Fine Arts Come to Life at Trinity Camp

Fine Arts Come to Life at Trinity Camp

by Marianne Uhl, Member,  Trinity Episcopal Church, Sonoma

Unique, Week-Long Classes Expose Sonoma Youngsters to Classic Arts and Artists

Classic, fine art and European artists who are recognized as giants of Western Culture, were brought to life for five-to eleven year old students, during a week-long series of arts classes held at Trinity Episcopal Church in Sonoma this June. The curricula blended historical instruction with hands-on, kid-friendly projects inspired by the master artists. It featured daily “visits” to European countries and with the artists, as well as opportunities to emulate their styles and works. The visits included: Monday to Italy, with Michelangelo and Leonardo Da Vinci; Tuesday and Wednesday to France, with Vincent Van Gogh, Henri Matisse, Claude Monet and Edgar Degas; Thursday to Spain, with Pablo Picasso and El Greco; and Friday student's learned about the masters' cross-culture influence on American artists such as Georgia O’Keeffe, Andy Warhol and Jackson Pollock. “It was a marvelous experience,” said Trinity Sunday School Coordinator, Sally Thomas.“We had the opportunity to expose kids from our parish, and their friends, to the ‘Old Masters,’ and in the process maybe produce a generation of our own, home-grown ‘New Masters’!”

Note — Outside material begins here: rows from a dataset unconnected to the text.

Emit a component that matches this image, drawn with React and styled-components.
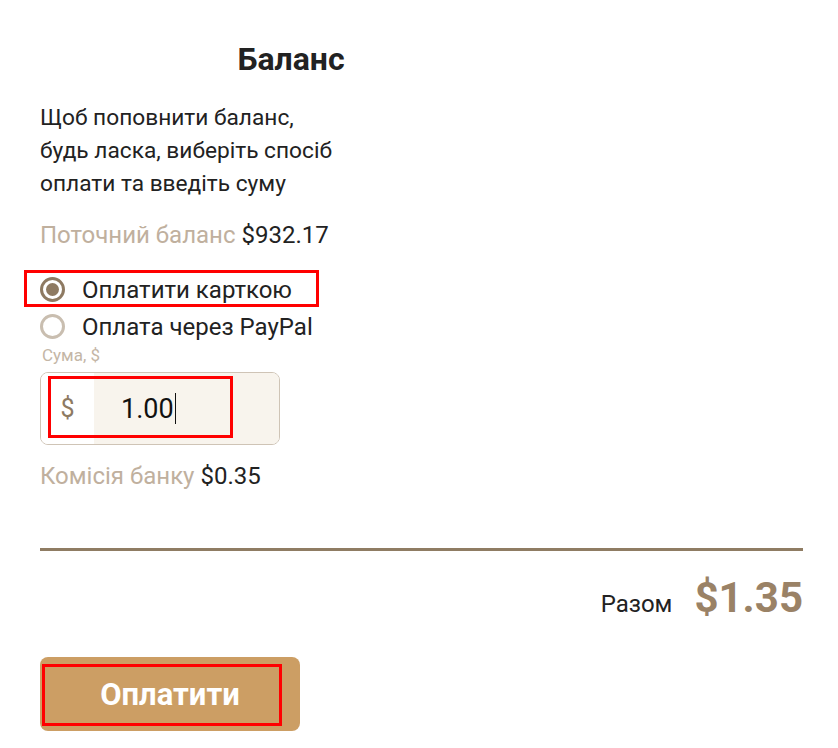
import React from "react";
import styled, { createGlobalStyle } from "styled-components";

const GlobalStyle = createGlobalStyle`
  body {
    margin: 0;
    background: #ffffff;
    font-family: Roboto, "Noto Sans", sans-serif;
    color: #222222;
  }
`;

const Page = styled.div`
  width: 762px;
  padding: 40px 0 0 40px;
`;

const Title = styled.h2`
  width: 502px;
  margin: 0;
  text-align: center;
  font-size: 32px;
  line-height: 38px;
  font-weight: 700;
  color: #222222;
`;

const Description = styled.p`
  width: 300px;
  margin: 23px 0 0;
  font-size: 22.7px;
  line-height: 33px;
`;

const InfoLine = styled.div`
  margin-top: ${(p) => p.$top || 0}px;
  font-size: 24px;
  line-height: 33px;
`;

const Muted = styled.span`
  color: #c0b09e;
`;

const Options = styled.div`
  display: flex;
  flex-direction: column;
  margin-top: 19px;
`;

const Annotated = styled.div`
  position: relative;
`;

const Highlight = styled.div`
  position: absolute;
  left: ${(p) => p.$left}px;
  top: ${(p) => p.$top}px;
  width: ${(p) => p.$width}px;
  height: ${(p) => p.$height}px;
  border: 3px solid #ff0000;
  box-sizing: border-box;
  pointer-events: none;
`;

const RadioRow = styled.label`
  display: flex;
  align-items: center;
  gap: 17px;
  height: 37px;
  font-size: 24px;
  color: #222222;
`;

const RadioCircle = styled.span`
  width: 25px;
  height: 25px;
  box-sizing: border-box;
  border-radius: 50%;
  border: 3px solid ${(p) => (p.$checked ? "#8e7a62" : "#c9beb0")};
  display: flex;
  align-items: center;
  justify-content: center;

  &::after {
    content: "";
    width: 13px;
    height: 13px;
    border-radius: 50%;
    background: #8e7a62;
    display: ${(p) => (p.$checked ? "block" : "none")};
  }
`;

const FieldLabel = styled.div`
  margin: 1px 0 0 2px;
  font-size: 17px;
  line-height: 18px;
  color: #c4b6a6;
`;

const AmountBox = styled.div`
  display: flex;
  width: 240px;
  height: 73px;
  margin-top: 8px;
  box-sizing: border-box;
  border: 1px solid #cfc4b6;
  border-radius: 8px;
  overflow: hidden;
`;

const Prefix = styled.div`
  width: 53px;
  display: flex;
  align-items: center;
  justify-content: center;
  background: #ffffff;
  font-size: 25px;
  color: #8e7a62;
`;

const AmountValue = styled.div`
  flex: 1;
  display: flex;
  align-items: center;
  padding-left: 27px;
  background: #f8f4ed;
  font-size: 27px;
  color: #111111;
`;

const Caret = styled.span`
  width: 1px;
  height: 31px;
  margin-left: 1px;
  background: #111111;
`;

const Divider = styled.hr`
  width: 763px;
  margin: 55px 0 0;
  border: none;
  height: 3px;
  background: #8f7c63;
`;

const TotalRow = styled.div`
  display: flex;
  justify-content: flex-end;
  align-items: baseline;
  gap: 22px;
  width: 763px;
  margin-top: 22px;
`;

const TotalLabel = styled.span`
  font-size: 24px;
  color: #222222;
`;

const TotalValue = styled.span`
  font-size: 42px;
  font-weight: 700;
  color: #9a8266;
`;

const PayButton = styled.button`
  width: 260px;
  height: 74px;
  margin-top: 35px;
  border: none;
  border-radius: 8px;
  background: #cc9e64;
  color: #ffffff;
  font-family: Roboto, "Noto Sans", sans-serif;
  font-size: 31px;
  font-weight: 700;
  cursor: pointer;
`;

export default function App() {
  return (
    <>
      <GlobalStyle />
      <Page>
        <Title>Баланс</Title>
        <Description>
          Щоб поповнити баланс, будь ласка, виберіть спосіб оплати та введіть суму
        </Description>
        <InfoLine $top={19}>
          <Muted>Поточний баланс</Muted> $932.17
        </InfoLine>

        <Options>
          <Annotated>
            <RadioRow>
              <RadioCircle $checked />
              Оплатити карткою
            </RadioRow>
            <Highlight $left={-16} $top={-1} $width={295} $height={37} />
          </Annotated>
          <RadioRow>
            <RadioCircle />
            Оплата через PayPal
          </RadioRow>
        </Options>

        <FieldLabel>Сума, $</FieldLabel>
        <Annotated>
          <AmountBox>
            <Prefix>$</Prefix>
            <AmountValue>
              1.00
              <Caret />
            </AmountValue>
          </AmountBox>
          <Highlight $left={8} $top={4} $width={185} $height={62} />
        </Annotated>

        <InfoLine $top={15}>
          <Muted>Комісія банку</Muted> $0.35
        </InfoLine>

        <Divider />
        <TotalRow>
          <TotalLabel>Разом</TotalLabel>
          <TotalValue>$1.35</TotalValue>
        </TotalRow>

        <Annotated>
          <PayButton>Оплатити</PayButton>
          <Highlight $left={2} $top={42} $width={240} $height={62} />
        </Annotated>
      </Page>
    </>
  );
}
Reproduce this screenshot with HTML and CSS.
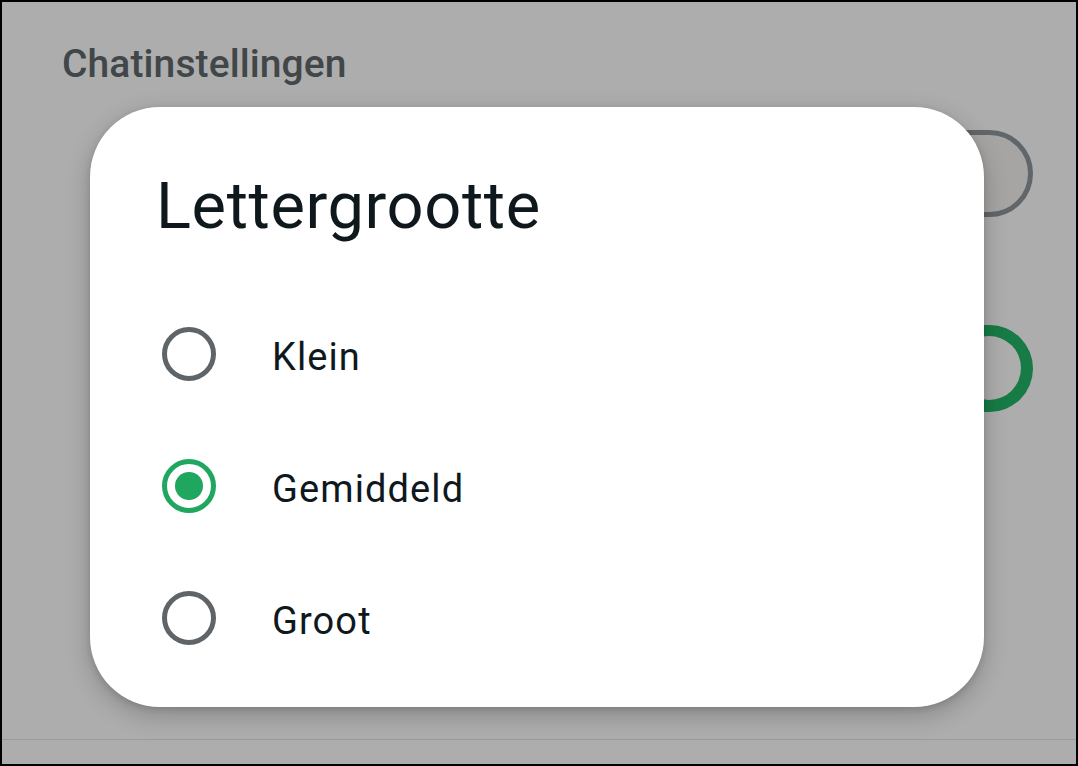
FILE: index.html
```html
<!DOCTYPE html>
<html lang="nl">
<head>
<meta charset="utf-8">
<title>Chatinstellingen</title>
<link rel="stylesheet" href="styles.css">
</head>
<body>
<div class="frame">
  <h1 class="page-title">Chatinstellingen</h1>
  <div class="settings">
    <div class="setting-row">
      <span class="switch switch-off"><span class="thumb"></span></span>
    </div>
    <div class="setting-row">
      <span class="switch switch-on"><span class="thumb"></span></span>
    </div>
  </div>
  <div class="divider"></div>

  <div class="scrim">
    <div class="dialog" role="dialog" aria-labelledby="dlg-title">
      <h2 class="dialog-title" id="dlg-title">Lettergrootte</h2>
      <ul class="options">
        <li class="option"><span class="radio"></span><span class="label">Klein</span></li>
        <li class="option"><span class="radio checked"></span><span class="label">Gemiddeld</span></li>
        <li class="option"><span class="radio"></span><span class="label">Groot</span></li>
      </ul>
    </div>
  </div>
</div>
</body>
</html>
```
FILE: styles.css
```css
* { box-sizing: border-box; }
html, body { margin: 0; padding: 0; }
body { font-family: Roboto, "Noto Sans", sans-serif; background: #000; }

.frame {
  position: relative;
  width: 1078px;
  height: 766px;
  border: 2px solid #000;
  background: #ffffff;
  overflow: hidden;
  display: flex;
  flex-direction: column;
}

.page-title {
  margin: 0;
  padding: 39px 0 0 60px;
  font-size: 39px;
  line-height: 46px;
  font-weight: 500;
  letter-spacing: 0.1px;
  color: #60676c;
}

.settings {
  margin-top: 26px;
  padding-right: 43px;
  display: flex;
  flex-direction: column;
  gap: 75px;
}

.setting-row {
  height: 120px;
  display: flex;
  align-items: center;
  justify-content: flex-end;
}

.switch {
  width: 140px;
  height: 87px;
  border-radius: 44px;
  display: flex;
  align-items: center;
}
.switch-off {
  background: #f6f3f1;
  border: 5px solid #90979c;
  padding-left: 14px;
}
.switch-off .thumb {
  width: 40px; height: 40px; border-radius: 50%;
  background: #90979c;
}
.switch-on {
  background: #21b566;
  justify-content: flex-end;
  padding-right: 12px;
}
.switch-on .thumb {
  width: 64px; height: 64px; border-radius: 50%;
  background: #ffffff;
}

.divider {
  margin-top: auto;
  margin-bottom: 24px;
  height: 1px;
  background: #e3e3e3;
}

.scrim {
  position: absolute;
  inset: 0;
  background: rgba(0, 0, 0, 0.32);
  padding: 105px 0 0 88px;
}

.dialog {
  width: 894px;
  height: 600px;
  background: #ffffff;
  border-radius: 70px;
  box-shadow: 0 8px 24px rgba(0, 0, 0, 0.22), 0 2px 6px rgba(0, 0, 0, 0.12);
  padding: 63px 0 0 0;
}

.dialog-title {
  margin: 0 0 0 66px;
  font-size: 65px;
  line-height: 72px;
  font-weight: 400;
  letter-spacing: 0.6px;
  color: #0f181d;
}

.options {
  list-style: none;
  margin: 46px 0 0 0;
  padding: 0 0 0 72px;
}

.option {
  height: 132px;
  display: flex;
  align-items: center;
  gap: 56px;
}

.radio {
  width: 54px;
  height: 54px;
  border-radius: 50%;
  border: 5px solid #5e6468;
  display: flex;
  align-items: center;
  justify-content: center;
  flex: none;
}
.radio.checked {
  border-color: #1fa65f;
}
.radio.checked::after {
  content: "";
  width: 28px;
  height: 28px;
  border-radius: 50%;
  background: #1fa65f;
}

.label {
  padding-top: 5px;
  font-size: 38px;
  color: #0f181d;
  letter-spacing: 1.1px;
}
```
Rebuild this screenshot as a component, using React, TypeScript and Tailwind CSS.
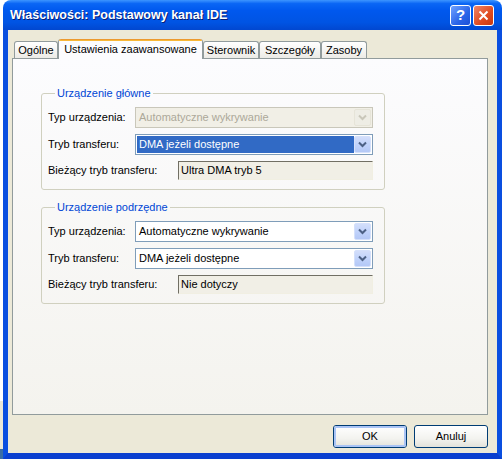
import React from "react";

// XP Luna style property sheet: "Właściwości: Podstawowy kanał IDE"
const FONT = { fontFamily: '"Liberation Sans", Arial, sans-serif' };

function Chevron({ color }: { color: string }) {
  return (
    <svg width="9" height="7" viewBox="0 0 9 7">
      <path d="M1 1.5 L4.5 5 L8 1.5" fill="none" stroke={color} strokeWidth="2" />
    </svg>
  );
}

function Combo({ value, selected, disabled }: { value: string; selected?: boolean; disabled?: boolean }) {
  return (
    <div
      className={
        disabled
          ? "flex h-[21px] w-[238px] border border-[#c9c7ba] bg-[#f1efe6] p-px"
          : "flex h-[21px] w-[238px] border border-[#7f9db9] bg-white p-px"
      }
    >
      <div
        className={
          selected
            ? "flex flex-1 items-center bg-[#316ac5] px-[2px] text-white"
            : disabled
              ? "flex flex-1 items-center px-[2px] text-[#aca899]"
              : "flex flex-1 items-center px-[2px] text-black"
        }
      >
        {value}
      </div>
      <div
        className={
          disabled
            ? "flex w-[17px] items-center justify-center rounded-[2px] border border-[#e6e4d8] bg-[#eeede5]"
            : "flex w-[17px] items-center justify-center rounded-[2px] border border-[#d4e0fb] bg-[linear-gradient(180deg,#d3defa_0%,#c1d3fb_50%,#b4c8f6_100%)]"
        }
      >
        <Chevron color={disabled ? "#c9c7ba" : "#4d6185"} />
      </div>
    </div>
  );
}

function ReadOnly({ value }: { value: string }) {
  return (
    <div className="flex h-[19px] w-[195px] items-center border border-t-[#716f64] border-l-[#716f64] border-r-[#f1efe2] border-b-[#f1efe2] bg-[#f1efe6] px-[2px] text-black">
      {value}
    </div>
  );
}

function Group({ title, rows, mt }: { title: string; rows: { label: string; control: React.ReactNode }[]; mt: string }) {
  return (
    <fieldset className={`ml-[28px] w-[344px] rounded-[3px] border border-[#d0d0bf] pb-[9px] pl-[6px] pr-[11px] ${mt}`}>
      <legend className="ml-[7px] px-[2px] leading-[13px] text-[#0046d5]">{title}</legend>
      <div className="flex flex-col gap-[6px] pt-[7px]">
        {rows.map((r) => (
          <div key={r.label} className="flex items-center justify-between">
            <span>{r.label}</span>
            {r.control}
          </div>
        ))}
      </div>
    </fieldset>
  );
}

function Tab({ label, w, active }: { label: string; w: string; active?: boolean }) {
  if (active) {
    return (
      <div
        className={`relative z-10 -mb-px flex h-[20px] flex-col rounded-t-[3px] border-x border-[#919b9c] bg-[#fcfcfe] ${w}`}
      >
        <div className="h-[3px] rounded-t-[3px] bg-[linear-gradient(180deg,#e68b2c,#ffc73c)]" />
        <div className="flex flex-1 items-center justify-center pb-[2px]">{label}</div>
      </div>
    );
  }
  return (
    <div
      className={`flex h-[17px] items-center justify-center rounded-t-[3px] border-x border-t border-[#919b9c] bg-[linear-gradient(180deg,#ffffff,#ecebe6)] ${w}`}
    >
      {label}
    </div>
  );
}

function Button({ label, def }: { label: string; def?: boolean }) {
  return (
    <div className="flex h-[23px] w-[74px] rounded-[3px] border border-[#003c74] bg-[linear-gradient(180deg,#ffffff_0%,#f3f3ef_60%,#e3e2da_100%)]">
      <div
        className={
          def
            ? "flex flex-1 items-center justify-center rounded-[2px] border-2 border-[#aac4f5]"
            : "flex flex-1 items-center justify-center"
        }
      >
        {label}
      </div>
    </div>
  );
}

export default function App() {
  return (
    <div className="flex h-[459px] w-[502px] overflow-hidden bg-white text-[11px]" style={FONT}>
      <div className="flex w-[3px] flex-col">
        <div className="flex-1 bg-white" />
        <div className="h-[48px] bg-[#ece9d8]" />
        <div className="h-[10px] bg-[#3a6ea5]" />
      </div>
      <div className="flex w-[499px] flex-col">
        <div className="flex h-[30px] items-center justify-between rounded-t-[8px] bg-[linear-gradient(180deg,#3d95ff_0%,#0a66f5_12%,#0058ee_35%,#0054e3_75%,#0147d0_100%)] pl-[7px] pr-[8px]">
          <span className="text-[12.5px] font-bold text-white [text-shadow:1px_1px_0_#0a1e73]">
            Właściwości: Podstawowy kanał IDE
          </span>
          <div className="flex gap-[2px]">
            <div className="flex h-[21px] w-[21px] items-center justify-center rounded-[3px] border border-white bg-[linear-gradient(135deg,#6fa2ff,#2a64e8_60%,#1b50d6)] text-[15px] font-bold text-white">
              ?
            </div>
            <div className="flex h-[21px] w-[21px] items-center justify-center rounded-[3px] border border-white bg-[linear-gradient(135deg,#f0866a,#e04a1e_60%,#c8380e)]">
              <svg width="11" height="11" viewBox="0 0 11 11">
                <path d="M1.5 1.5 L9.5 9.5 M9.5 1.5 L1.5 9.5" stroke="white" strokeWidth="2" />
              </svg>
            </div>
          </div>
        </div>
        <div className="flex flex-1 flex-col border-x-[5px] border-b-[6px] border-x-[#0a4fe0] border-b-[#0a3fcf] bg-[#ece9d8] pl-[4px] pr-[9px] pt-[8px]">
          <div className="ml-[2px] flex h-[20px] items-end">
            <Tab label="Ogólne" w="w-[44px]" />
            <Tab label="Ustawienia zaawansowane" w="w-[145px]" active />
            <Tab label="Sterownik" w="w-[56px]" />
            <Tab label="Szczegóły" w="w-[62px]" />
            <Tab label="Zasoby" w="w-[46px]" />
          </div>
          <div className="flex h-[357px] flex-col border border-[#919b9c] bg-[linear-gradient(180deg,#fcfcfe,#f4f3ee)] pt-[28px]">
            <Group
              title="Urządzenie główne"
              mt=""
              rows={[
                { label: "Typ urządzenia:", control: <Combo value="Automatyczne wykrywanie" disabled /> },
                { label: "Tryb transferu:", control: <Combo value="DMA jeżeli dostępne" selected /> },
                { label: "Bieżący tryb transferu:", control: <ReadOnly value="Ultra DMA tryb 5" /> },
              ]}
            />
            <Group
              title="Urządzenie podrzędne"
              mt="mt-[11px]"
              rows={[
                { label: "Typ urządzenia:", control: <Combo value="Automatyczne wykrywanie" /> },
                { label: "Tryb transferu:", control: <Combo value="DMA jeżeli dostępne" /> },
                { label: "Bieżący tryb transferu:", control: <ReadOnly value="Nie dotyczy" /> },
              ]}
            />
          </div>
          <div className="mt-[10px] flex justify-end gap-[7px] pr-[0px]">
            <Button label="OK" def />
            <Button label="Anuluj" />
          </div>
        </div>
      </div>
    </div>
  );
}
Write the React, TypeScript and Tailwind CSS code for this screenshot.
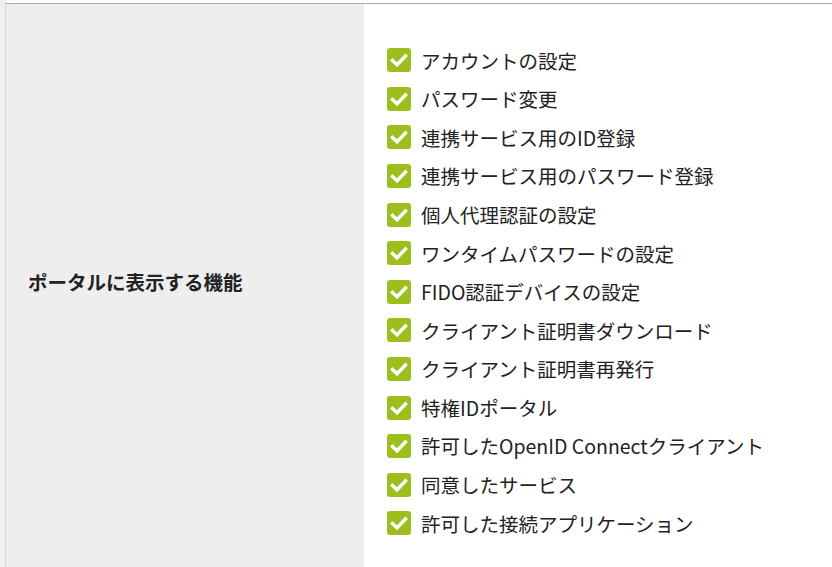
const features = [
  "アカウントの設定",
  "パスワード変更",
  "連携サービス用のID登録",
  "連携サービス用のパスワード登録",
  "個人代理認証の設定",
  "ワンタイムパスワードの設定",
  "FIDO認証デバイスの設定",
  "クライアント証明書ダウンロード",
  "クライアント証明書再発行",
  "特権IDポータル",
  "許可したOpenID Connectクライアント",
  "同意したサービス",
  "許可した接続アプリケーション",
];

function CheckBox() {
  return (
    <span className="flex h-6 w-6 shrink-0 items-center justify-center rounded-[3px] bg-[#9dbf1e]">
      <svg viewBox="0 0 24 24" className="h-6 w-6">
        <path
          d="M5.5 12.5l4.5 4.3L18.5 8"
          fill="none"
          stroke="#ffffff"
          strokeWidth="3.4"
          strokeLinecap="square"
        />
      </svg>
    </span>
  );
}

export default function App() {
  return (
    <div
      className="flex h-[567px] w-full overflow-hidden bg-[#eeeeee] text-[#222222]"
      style={{ fontFamily: '"Noto Sans CJK JP", "Noto Sans", sans-serif' }}
    >
      {/* page gutter */}
      <div className="w-[5px] shrink-0 bg-[#f0f0f0]" />
      <div className="flex flex-1 flex-col border-l border-[#c9dcea]">
        <div className="h-[3px] bg-white" />
        <div className="flex flex-1 border-t border-[#a3adb6]">
          {/* label cell */}
          <div className="flex w-[358px] shrink-0 items-center bg-[#eeeeee] pb-[8px] pl-[22px]">
            <span className="text-[19.5px] font-bold">ポータルに表示する機能</span>
          </div>
          {/* value cell */}
          <div className="flex-1 bg-white pl-[23px] pt-[37px]">
            <ul className="flex flex-col">
              {features.map((f) => (
                <li key={f} className="flex h-[38.6px] items-center gap-[10px]">
                  <CheckBox />
                  <span className="whitespace-nowrap text-[19.5px] leading-none">{f}</span>
                </li>
              ))}
            </ul>
          </div>
        </div>
      </div>
    </div>
  );
}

The program was led by Lori Holmann, who is a Tampa, Florida based retired pre-kindergarten teacher with a BA in Arts Education from Wright State University and GATE graduate studies at the University of South Florida. Ms. Holmann coordinated a similar program during the summer of 2014 for her own grandchildren and their friends in Florida. Ms. Holmann was assisted by her daughter, Mindy Thomas. Ms. Thomas described the curricula to Trinity’s vestry earlier this year, and suggested they consider hosting a trial undertaking in Sonoma. The vestry enthusiastically agreed to the proposal. Mindy Thomas is the daughter-in-law of Trinity, Sonoma Priest-in-Charge, the Rev. Canon Jim Thomas. She is also the host of the morning “Absolutely Mindy” children’s program, on SiriusXM satellite radio.

The Rev. Canon Thomas, himself, got into the mood by playing the role in canonical vestments, of Pope Julius-II (1443-1513), who was the Vatican art patron that commissioned the rebuilding of St. Peter’s Basilica, and Michelangelo’s decoration of the Sistine Chapel. “The Church played a formative role in the art of the Renaissance,” noted the Rev. Canon Thomas. “And we thought it was important for the children to understand that.” Assisted by eight Trinity parishioners, the youngsters had the unique opportunity to replicate painting the ceiling of the Sistine Chapel by painting while lying on their backs, underneath pews in the church sacristy. Beyond the Renaissance, Trinity parishioners also furnished Impressionist and Post-Impressionist atmosphere: performing ballet and tap-dance dance-hall numbers, helping to get students into the mood of the era.

To defray cost of art materials (and snacks), camp students’ families paid $50.00 per child for the hands-on instructional art experience. And at the conclusion of the week-long arts camp, each student artist received a handsome portfolio of their artwork to take home, along with all their smiles and newfound fine arts skills.